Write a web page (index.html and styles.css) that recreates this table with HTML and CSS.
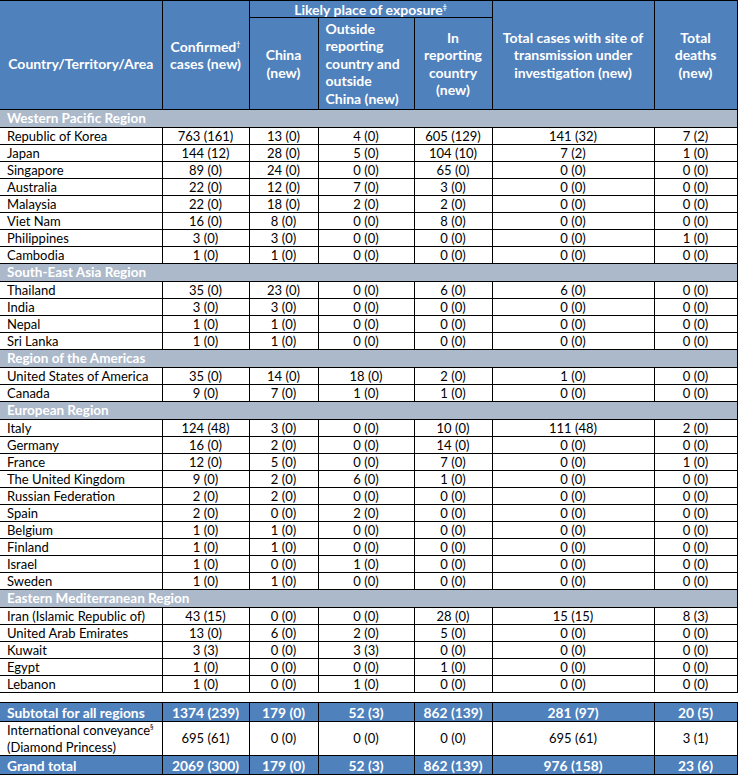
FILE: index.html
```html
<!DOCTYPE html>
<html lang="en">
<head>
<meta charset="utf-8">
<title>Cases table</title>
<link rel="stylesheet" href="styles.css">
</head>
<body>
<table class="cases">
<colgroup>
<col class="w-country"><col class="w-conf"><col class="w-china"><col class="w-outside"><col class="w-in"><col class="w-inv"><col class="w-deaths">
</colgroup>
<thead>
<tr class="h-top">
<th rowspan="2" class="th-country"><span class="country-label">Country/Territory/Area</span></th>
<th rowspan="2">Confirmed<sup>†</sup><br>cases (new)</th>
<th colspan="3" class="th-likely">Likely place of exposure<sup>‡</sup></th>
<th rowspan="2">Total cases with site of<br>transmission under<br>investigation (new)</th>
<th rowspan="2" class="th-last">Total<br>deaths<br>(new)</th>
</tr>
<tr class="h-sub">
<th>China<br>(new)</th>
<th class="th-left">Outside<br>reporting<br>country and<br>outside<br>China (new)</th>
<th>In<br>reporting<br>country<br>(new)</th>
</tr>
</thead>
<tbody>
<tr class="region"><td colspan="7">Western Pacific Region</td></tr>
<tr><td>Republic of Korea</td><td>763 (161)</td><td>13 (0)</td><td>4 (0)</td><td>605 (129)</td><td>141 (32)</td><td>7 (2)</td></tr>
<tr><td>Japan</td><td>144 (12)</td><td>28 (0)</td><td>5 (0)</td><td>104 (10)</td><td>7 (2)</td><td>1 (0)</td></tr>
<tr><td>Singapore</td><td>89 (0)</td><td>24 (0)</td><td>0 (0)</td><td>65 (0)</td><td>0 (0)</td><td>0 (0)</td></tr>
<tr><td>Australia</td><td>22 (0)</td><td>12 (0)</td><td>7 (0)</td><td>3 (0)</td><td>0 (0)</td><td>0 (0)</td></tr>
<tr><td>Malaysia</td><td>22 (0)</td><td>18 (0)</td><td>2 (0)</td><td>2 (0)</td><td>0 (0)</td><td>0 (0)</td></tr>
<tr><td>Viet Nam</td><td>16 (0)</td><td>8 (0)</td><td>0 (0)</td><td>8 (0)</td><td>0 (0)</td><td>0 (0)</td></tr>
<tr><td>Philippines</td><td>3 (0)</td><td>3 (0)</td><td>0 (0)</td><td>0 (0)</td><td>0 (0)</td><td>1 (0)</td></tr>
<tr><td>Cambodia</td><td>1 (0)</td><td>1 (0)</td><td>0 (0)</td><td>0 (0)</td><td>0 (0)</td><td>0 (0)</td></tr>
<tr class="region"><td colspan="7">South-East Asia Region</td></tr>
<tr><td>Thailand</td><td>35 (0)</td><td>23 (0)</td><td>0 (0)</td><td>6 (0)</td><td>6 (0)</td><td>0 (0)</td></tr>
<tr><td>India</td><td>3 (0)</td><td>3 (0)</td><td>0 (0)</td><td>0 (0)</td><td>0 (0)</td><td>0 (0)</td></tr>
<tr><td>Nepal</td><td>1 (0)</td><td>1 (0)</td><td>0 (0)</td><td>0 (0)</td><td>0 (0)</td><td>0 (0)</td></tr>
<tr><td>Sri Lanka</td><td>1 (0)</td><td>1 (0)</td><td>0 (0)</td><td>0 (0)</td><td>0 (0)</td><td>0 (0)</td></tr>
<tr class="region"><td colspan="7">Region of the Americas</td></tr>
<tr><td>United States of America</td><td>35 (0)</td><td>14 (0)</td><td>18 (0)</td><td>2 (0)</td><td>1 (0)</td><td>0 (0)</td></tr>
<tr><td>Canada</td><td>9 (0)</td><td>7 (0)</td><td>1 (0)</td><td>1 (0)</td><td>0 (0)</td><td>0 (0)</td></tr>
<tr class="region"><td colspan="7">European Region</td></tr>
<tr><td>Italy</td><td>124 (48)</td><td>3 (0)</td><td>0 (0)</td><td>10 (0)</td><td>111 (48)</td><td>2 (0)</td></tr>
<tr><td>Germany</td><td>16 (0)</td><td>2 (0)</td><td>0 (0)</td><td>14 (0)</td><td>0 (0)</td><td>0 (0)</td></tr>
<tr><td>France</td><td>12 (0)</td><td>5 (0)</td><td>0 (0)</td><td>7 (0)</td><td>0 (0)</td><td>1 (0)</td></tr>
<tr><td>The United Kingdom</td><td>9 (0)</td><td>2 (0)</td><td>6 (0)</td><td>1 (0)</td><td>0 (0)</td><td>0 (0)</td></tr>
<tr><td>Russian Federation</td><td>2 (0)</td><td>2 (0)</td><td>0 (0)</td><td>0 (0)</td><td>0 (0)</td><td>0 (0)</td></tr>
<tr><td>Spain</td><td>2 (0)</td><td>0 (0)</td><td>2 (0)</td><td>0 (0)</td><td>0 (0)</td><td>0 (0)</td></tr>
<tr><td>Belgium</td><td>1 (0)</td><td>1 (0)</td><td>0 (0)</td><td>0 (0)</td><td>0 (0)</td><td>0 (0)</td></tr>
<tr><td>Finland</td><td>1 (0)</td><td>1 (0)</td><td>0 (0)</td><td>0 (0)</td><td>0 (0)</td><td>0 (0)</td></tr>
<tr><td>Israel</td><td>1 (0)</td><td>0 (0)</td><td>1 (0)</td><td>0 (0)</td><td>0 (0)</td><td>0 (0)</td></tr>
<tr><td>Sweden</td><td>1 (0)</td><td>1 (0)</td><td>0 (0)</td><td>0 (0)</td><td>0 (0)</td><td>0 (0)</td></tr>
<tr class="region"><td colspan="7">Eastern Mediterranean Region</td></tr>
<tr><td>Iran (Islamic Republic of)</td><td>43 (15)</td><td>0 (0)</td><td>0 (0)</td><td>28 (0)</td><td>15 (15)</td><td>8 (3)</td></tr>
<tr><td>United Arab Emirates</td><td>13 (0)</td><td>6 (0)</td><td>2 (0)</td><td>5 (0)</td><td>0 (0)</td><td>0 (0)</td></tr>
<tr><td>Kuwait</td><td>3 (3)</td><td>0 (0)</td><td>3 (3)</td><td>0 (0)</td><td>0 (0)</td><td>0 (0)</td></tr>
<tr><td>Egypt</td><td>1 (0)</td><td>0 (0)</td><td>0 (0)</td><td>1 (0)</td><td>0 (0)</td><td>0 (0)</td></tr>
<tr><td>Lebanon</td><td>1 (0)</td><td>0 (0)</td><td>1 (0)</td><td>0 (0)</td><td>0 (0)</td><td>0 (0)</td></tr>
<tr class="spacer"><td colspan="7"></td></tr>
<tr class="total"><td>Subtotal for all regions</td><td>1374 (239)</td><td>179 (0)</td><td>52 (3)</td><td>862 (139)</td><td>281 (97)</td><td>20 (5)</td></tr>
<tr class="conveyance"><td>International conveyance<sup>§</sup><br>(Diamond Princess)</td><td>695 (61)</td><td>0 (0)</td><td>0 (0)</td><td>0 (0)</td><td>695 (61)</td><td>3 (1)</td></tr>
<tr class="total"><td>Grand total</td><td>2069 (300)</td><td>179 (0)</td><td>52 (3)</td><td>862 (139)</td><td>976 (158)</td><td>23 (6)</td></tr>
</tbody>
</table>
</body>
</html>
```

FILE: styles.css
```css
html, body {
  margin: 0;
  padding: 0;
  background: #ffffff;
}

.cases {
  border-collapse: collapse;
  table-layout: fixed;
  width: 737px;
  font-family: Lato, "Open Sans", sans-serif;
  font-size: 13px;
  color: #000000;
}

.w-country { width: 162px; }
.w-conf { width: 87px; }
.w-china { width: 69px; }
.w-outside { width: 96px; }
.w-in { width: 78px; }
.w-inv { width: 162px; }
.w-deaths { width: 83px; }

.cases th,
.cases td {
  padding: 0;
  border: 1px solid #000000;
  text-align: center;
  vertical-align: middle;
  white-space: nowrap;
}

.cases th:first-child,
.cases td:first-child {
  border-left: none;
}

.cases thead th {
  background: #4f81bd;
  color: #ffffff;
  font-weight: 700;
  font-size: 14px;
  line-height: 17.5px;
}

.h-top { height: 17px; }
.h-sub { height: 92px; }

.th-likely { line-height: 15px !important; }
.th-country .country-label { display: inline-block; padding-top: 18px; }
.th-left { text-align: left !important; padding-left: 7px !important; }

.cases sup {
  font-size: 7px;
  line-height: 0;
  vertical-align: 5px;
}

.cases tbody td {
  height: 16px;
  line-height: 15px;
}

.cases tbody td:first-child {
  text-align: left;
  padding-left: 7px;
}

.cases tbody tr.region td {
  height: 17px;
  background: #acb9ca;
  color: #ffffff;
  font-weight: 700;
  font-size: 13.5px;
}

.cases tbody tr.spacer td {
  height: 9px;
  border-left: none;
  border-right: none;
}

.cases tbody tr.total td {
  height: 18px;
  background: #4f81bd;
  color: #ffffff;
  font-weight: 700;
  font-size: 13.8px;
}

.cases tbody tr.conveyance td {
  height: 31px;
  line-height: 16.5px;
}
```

* * * * * * * * *

**What you should do:** Look through the data and show every line containing "with".

**Task output:**
Write a web page (index.html and styles.css) that recreates this table with HTML and CSS.
<th rowspan="2">Total cases with site of<br>transmission under<br>investigation (new)</th>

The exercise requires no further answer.